Service charge: An institution’s fee for a specific service the institution provides.

Simple interest: The interest on an outstanding balance that produces a declining finance charge with each payment of the installment loan made.

Split deposit: A transaction in which a portion of a deposit is credited to a person’s account and the balance is taken in cash. A split deposit can also be divided between 2 different accounts.

Stop payment: A verbal or written statement by an account holder stating that he or she no longer wishes to pay a specific check or draft. Once a stop payment is issued, funds cannot be drawn on that check (the check cannot be cashed or deposited).

T terms

Thrift institution: Financial institutions, such as mutual savings banks, savings and loan associations and credit unions.

Time deposit or CD: A deposit that cannot be withdrawn for a certain period of time without hefty penalties being applied.

Transaction limitations: Limits imposed by law on the number of electronic and telephone withdrawals and transfers from a deposit account. Federal law limits electronic and telephone transactions from all U.S. savings and money market accounts to 6 per statement cycle.

Transfer: Funds moved from one account to another.

Traveler’s checks: A check that functions just like cash and is protected if lost or stolen, often used during travel.
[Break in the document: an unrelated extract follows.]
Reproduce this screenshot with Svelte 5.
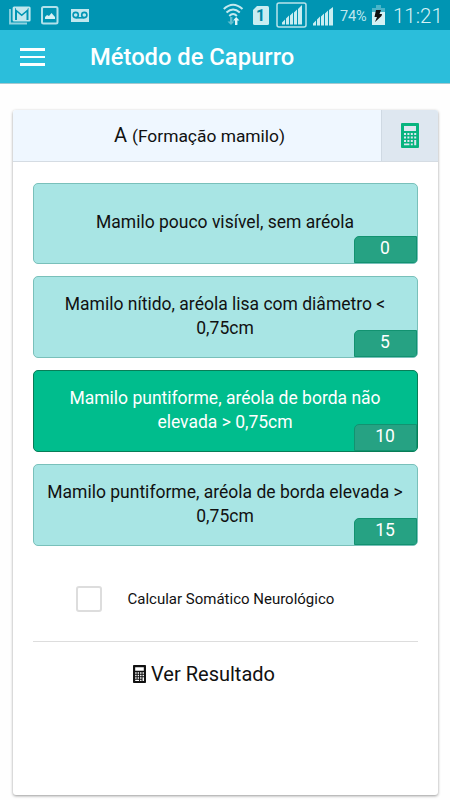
<script>
	const options = [
		{ text: 'Mamilo pouco visível, sem aréola', points: 0 },
		{ text: 'Mamilo nítido, aréola lisa com diâmetro < 0,75cm', points: 5 },
		{ text: 'Mamilo puntiforme, aréola de borda não elevada > 0,75cm', points: 10 },
		{ text: 'Mamilo puntiforme, aréola de borda elevada > 0,75cm', points: 15 }
	];
	let selected = $state(10);
	let somatic = $state(false);
</script>

{#snippet calculator()}
	<svg class="calculator" viewBox="0 0 18 25">
		<path
			fill="currentColor"
			fill-rule="evenodd"
			d="M1 0h16q1 0 1 1v23q0 1-1 1H1q-1 0-1-1V1q0-1 1-1zM3 3v5h12V3zM3 10v2h2v-2zM6.4 10v2h2v-2zM9.8 10v2h2v-2zM13.2 10v2h2v-2zM3 13.5v2h2v-2zM6.4 13.5v2h2v-2zM9.8 13.5v2h2v-2zM13.2 13.5v2h2v-2zM3 17v2h2v-2zM6.4 17v2h2v-2zM9.8 17v2h2v-2zM13.2 17v5.2h2V17zM3 20.4v1.8h5.4v-1.8zM9.8 20.4v1.8h2v-1.8z"
		/>
	</svg>
{/snippet}

<div class="screen">
	<div class="status">
		<svg class="mail" width="22" height="19" viewBox="0 0 22 19">
			<path d="M1 3v14.5h17" fill="none" stroke="#8fd3e1" stroke-width="1.8" />
			<rect x="3.6" y=".5" width="18" height="15" rx="1.5" fill="#c0e7ee" />
			<path d="M7 14V4l5.7 5 5.8-5v10" fill="none" stroke="#0095b3" stroke-width="2" />
			<path d="M7 2.5l5.7 4.7 5.8-4.7" fill="none" stroke="#c0e7ee" stroke-width="1.5" />
		</svg>
		<svg class="photo" width="18" height="19" viewBox="0 0 18 19">
			<rect x="1" y="1" width="15.5" height="16.5" rx="1.5" fill="none" stroke="#b1e1eb" stroke-width="2" />
			<path d="M4 13v-2l2-2 2 1 2.5-3L14 11v2z" fill="#d5f1f5" />
		</svg>
		<svg class="voicemail" width="18" height="13" viewBox="0 0 18 13">
			<path fill="#c0e7ee" d="M0 0h18v13H0z" />
			<g fill="none" stroke="#0095b3" stroke-width="1.6">
				<circle cx="4.7" cy="6" r="2.6" />
				<circle cx="13.3" cy="6" r="2.6" />
				<path d="M4.7 8.8h8.6" />
			</g>
		</svg>
		<svg class="wifi" width="21" height="24" viewBox="0 0 21 24">
			<g fill="none" stroke="#c5e9ef" stroke-width="2">
				<path d="M.8 6Q10 -2.5 19.5 6" />
				<path d="M3.5 9.5q6.6-6 13.3 0" />
				<path d="M6.3 13q3.8-3.8 7.6 0" />
			</g>
			<path fill="#62bdce" d="M7 14h2.4v4.5h2L8 22l-3.5-3.5H7z" />
			<path fill="#dff5f8" d="M12 22h2.4v-4.5h2L13.2 14 10 17.5h2z" />
		</svg>
		<svg class="sim" width="16" height="19" viewBox="0 0 16 19">
			<path d="M4 0h10.5Q16 0 16 1.5v16q0 1.5-1.5 1.5h-13Q0 19 0 17.5V4z" fill="#c9edf1" />
			<text x="7.5" y="15.2" text-anchor="middle" font-size="16" font-weight="700" fill="#0087a5">1</text>
		</svg>
		<svg class="signal boxed" width="31" height="26" viewBox="0 0 31 26">
			<rect x="1" y="1" width="29" height="24" rx="2" fill="none" stroke="#b8e4ec" stroke-width="1.5" />
			<path fill="#c9edf1" d="M6 22.5v-2l3-3v5zM10 22.5v-6l3-3v9zM14 22.5v-9l3-3v12zM18 22.5v-12l3-3v15zM22 22.5V7l4-4v19.5z" />
		</svg>
		<svg class="signal" width="20" height="20" viewBox="0 0 20 20">
			<path fill="#c9edf1" d="M0 19.5v-2l3-3v5zM4 19.5v-6l3-3v9zM8 19.5v-9l3-3v12zM12 19.5v-12l3-3v15zM16 19.5V4l4-3v18.5z" />
		</svg>
		<span class="percent">74%</span>
		<svg class="battery" width="13" height="20" viewBox="0 0 13 20">
			<path fill="#4bb5c9" d="M4 0h5v3h4v4H0V3h4z" />
			<path fill="#d3f1f4" d="M0 7h13v13H0z" />
			<path fill="#111" d="M4 5h5L7.5 9H10l-.5 2L3 17l2-5H2.5z" />
		</svg>
		<span class="clock">11:21</span>
	</div>

	<header>
		<button class="menu" aria-label="Menu"><span></span><span></span><span></span></button>
		<h1>Método de Capurro</h1>
	</header>

	<main>
		<div class="card-top">
			<h2>A <small>(Formação mamilo)</small></h2>
			<button class="calc" aria-label="Calcular">{@render calculator()}</button>
		</div>
		<div class="content">
			<div class="options">
				{#each options as option}
					<button
						class="option"
						class:active={selected === option.points}
						onclick={() => (selected = option.points)}
					>
						<span class="label">{option.text}</span>
						<span class="points">{option.points}</span>
					</button>
				{/each}
			</div>
			<label class="check">
				<input type="checkbox" bind:checked={somatic} />
				<span>Calcular Somático Neurológico</span>
			</label>
			<button class="result">{@render calculator()}Ver Resultado</button>
		</div>
	</main>
</div>

<style>
	:global(body) {
		margin: 0;
		background: #fefefe;
	}
	* {
		box-sizing: border-box;
	}
	.screen {
		height: 800px;
		display: flex;
		flex-direction: column;
		font-family: Roboto, sans-serif;
		color: #111;
		overflow: hidden;
	}
	button {
		font: inherit;
		color: inherit;
		border: 0;
		padding: 0;
		background: none;
		cursor: pointer;
	}
	svg {
		display: block;
		flex: none;
	}
	.status {
		height: 30px;
		flex: none;
		display: flex;
		align-items: center;
		padding-left: 9px;
		background: #0095b3;
		color: #bfe7ee;
		white-space: nowrap;
	}
	.photo {
		margin-left: 10px;
	}
	.voicemail {
		margin-left: 12px;
	}
	.wifi {
		margin-left: 134px;
	}
	.sim {
		margin-left: 9px;
	}
	.signal {
		margin-left: 6px;
		margin-top: 2px;
	}
	.boxed {
		margin-left: 7px;
		margin-top: 0;
	}
	.percent {
		width: 39px;
		padding-left: 7px;
		font-size: 14.5px;
		letter-spacing: -0.1px;
		margin-top: 2px;
	}
	.clock {
		margin-left: 8px;
		font-size: 20.5px;
		font-weight: 300;
		margin-top: 2px;
		color: #d5f1f5;
	}
	header {
		height: 54px;
		flex: none;
		display: flex;
		align-items: center;
		padding-left: 20px;
		background: #2bbedb;
		border-bottom: 1px solid #a5c8cf;
	}
	.menu {
		display: flex;
		flex-direction: column;
		gap: 5px;
		width: 25px;
		margin-top: 1px;
	}
	.menu span {
		height: 2.5px;
		background: #fff;
	}
	h1 {
		margin: 1px 0 0 45px;
		font-size: 23.75px;
		font-weight: 500;
		color: #fff;
	}
	main {
		margin: 26px 12.5px 5px;
		flex: 1;
		display: flex;
		flex-direction: column;
		background: #fff;
		border-radius: 3px;
		box-shadow: 0 1px 3px rgba(0, 0, 0, 0.4);
		overflow: hidden;
	}
	.card-top {
		display: flex;
		height: 52px;
		border-bottom: 1px solid #d5dce3;
		background: #eff7ff;
	}
	h2 {
		flex: 1;
		margin: 0;
		padding-left: 6px;
		font-size: 20px;
		font-weight: 400;
		line-height: 50px;
		text-align: center;
	}
	small {
		font-size: 17.4px;
	}
	.calc {
		width: 57px;
		display: flex;
		align-items: center;
		justify-content: center;
		background: #dee7f0;
		border-left: 1px solid #cfd9e3;
		color: #07b47e;
	}
	.calculator {
		width: 18px;
		height: 25px;
	}
	.content {
		padding: 20.5px 20px 0;
		display: flex;
		flex-direction: column;
	}
	.options {
		display: flex;
		flex-direction: column;
		gap: 12px;
	}
	.option {
		position: relative;
		height: 81.75px;
		padding: 0 12px 2px;
		font-size: 17.5px;
		line-height: 24px;
		text-align: center;
		background: #a8e5e4;
		border: 1px solid #79c0ba;
		border-radius: 5px;
		overflow: hidden;
	}
	.active {
		background: #00bd8d;
		border-color: #087d57;
		color: #fff;
	}
	.points {
		position: absolute;
		right: 0;
		bottom: 0;
		width: 63px;
		height: 27px;
		line-height: 23px;
		background: #26a283;
		border: 1px solid #129270;
		border-radius: 5px 0 0 0;
		color: #fff;
	}
	.check {
		display: flex;
		align-items: center;
		height: 92px;
		margin-top: 4.5px;
		padding: 7px 0 0 43px;
		border-bottom: 1.5px solid #ddd;
		font-size: 15px;
	}
	.check input {
		appearance: none;
		width: 26px;
		height: 26px;
		margin: 0 26px 0 0;
		border: 2.5px solid #ddd;
		border-radius: 3px;
	}
	.result {
		display: flex;
		align-items: center;
		justify-content: center;
		gap: 5px;
		height: 64px;
		padding-right: 42px;
		font-size: 20px;
	}
	.result .calculator {
		width: 13px;
		height: 18px;
	}
</style>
Treasury bills: A short-term debt obligation backed by the U.S. government with a maturity of less than 1 year.

Trust: A person who holds property for the benefit of someone else.

U terms

Unsecured loan: A loan that is issued and supported only by the borrower’s creditworthiness, rather than by a type of collateral. An example of an unsecured loan is a regular credit card.

V terms

Variable rate: A loan plan in which the interest charged over the life of the loan may vary.

W terms

Wire transfer: A method of transferring funds electronically from one person or institution to another.

Z terms

Zero fraud liability: The practice of preventing an account holder from being held responsible for charges incurred on a lost or stolen card.